In our opinion the circuit court of appeals committed no error in its rulings, and in affirming the judgment of the court below, and we are not inclined to restate the reasons for the conclusions reached by that court, which are fully set forth in the case as reported.
The general rule undoubtedly is that a railroad company is bound to provide suitable and safe materials and structures in the construction of its road and appurtenances, and if, from a defective construction thereof, an injury happen to one of its servants, the company is liable for the injury sustained. The servant undertakes the risks of the employment as far as they spring from defects incident to the service, but he does not take the risks of the negligence of the master itself. The master is not to be held as guarantying or warranting absolute safety under all circumstances, but it is bound to exercise the care which the exigency reasonably demands in furnishing proper roadbed, track, and other structures, including sufficient culverts for the escape of water collected and accumulated by its embankments and excavations. Hough v. Railroad Co., 100 U.S. 213 ; Railroad Co. v. Cox, 145 U.S. 593 , 12 Sup. Ct. 905; Gardner v. Railroad Co., [161 U.S. 451, 458] 150 U.S. 349, 359 , 14 S. Sup. Ct. 140; Railroad Co. v. Daniels, 152 U.S. 684 , 14 Sup. Ct. 756; Railroad Co. v. Swett, 45 Ill. 197; Railway Co. v. Conroy, 68 Ill. 560; Stoher v. Railway Co., 91 Mo. 509, 4 S. W. 389; Paulmier v. Railway Co., 34 N. J. Law, 151; Snow v. Railroad Co., 8 Allen, 441; Huddlestone v. Machine Shop, 106 Mass. 282; Smith v. Railroad Co., 19 N. Y. 127; Patterson v. Railroad Co., 76 Pa. St. 389.
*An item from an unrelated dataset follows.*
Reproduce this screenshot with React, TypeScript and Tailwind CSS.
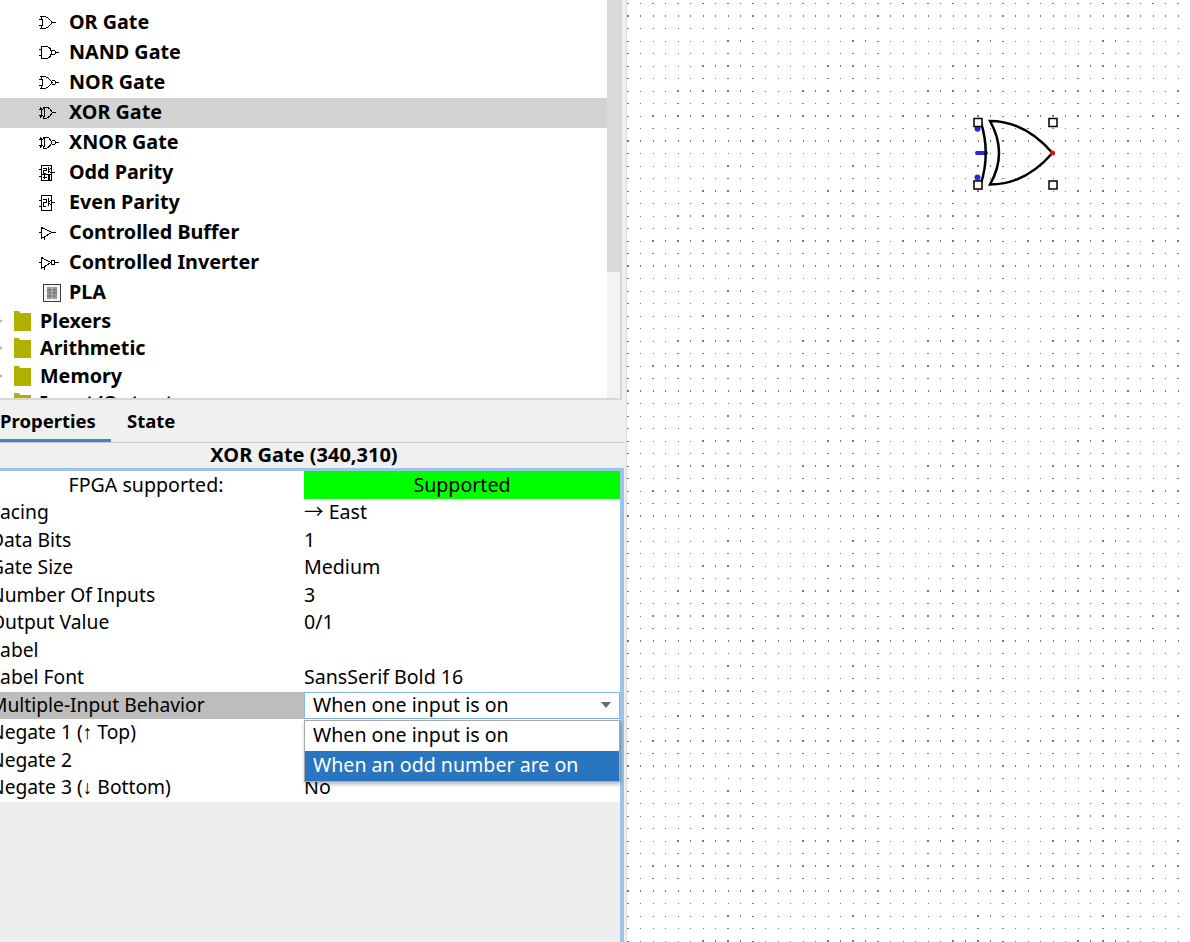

It is the duty of the company, in employing persons to run over its road, to exercise reasonable care and diligence to make and maintain it fit and safe for use; and, where a defect is the result of faulty construction, which the employer knew, or must be charged with knowing, it is liable to the employe, if the latter use due care on his part, for injuries resulting therefrom.
There are cases in which, if the employe knows of the risk, and the danger attendant upon it, he may be held to have taken the hazard by accepting or continuing in the employment; but this case, as left to the jury under the particular facts, is not one of them. This engineer was entitled to rely upon the company as having properly constructed the road, and to presume that it had made proper inquiry in respect of latent defects, if there were any, in the construction, for such was its duty; and he cannot be held to knowledge of the danger lurking in this narrow seam in the mountain side by whose inequalities its sinuosities were hidden. We agree with the circuit court of appeals that the circuit court properly instructed the jury in this regard, and that no error was committed in allowing the jury to consider the evidence in the light of their own judgment and knowledge, taking into consideration all the facts bearing on the defective construction in question.
Mr. Justice BREWER and Mr. Justice PECKHAM took no part in the consideration and decision of this case.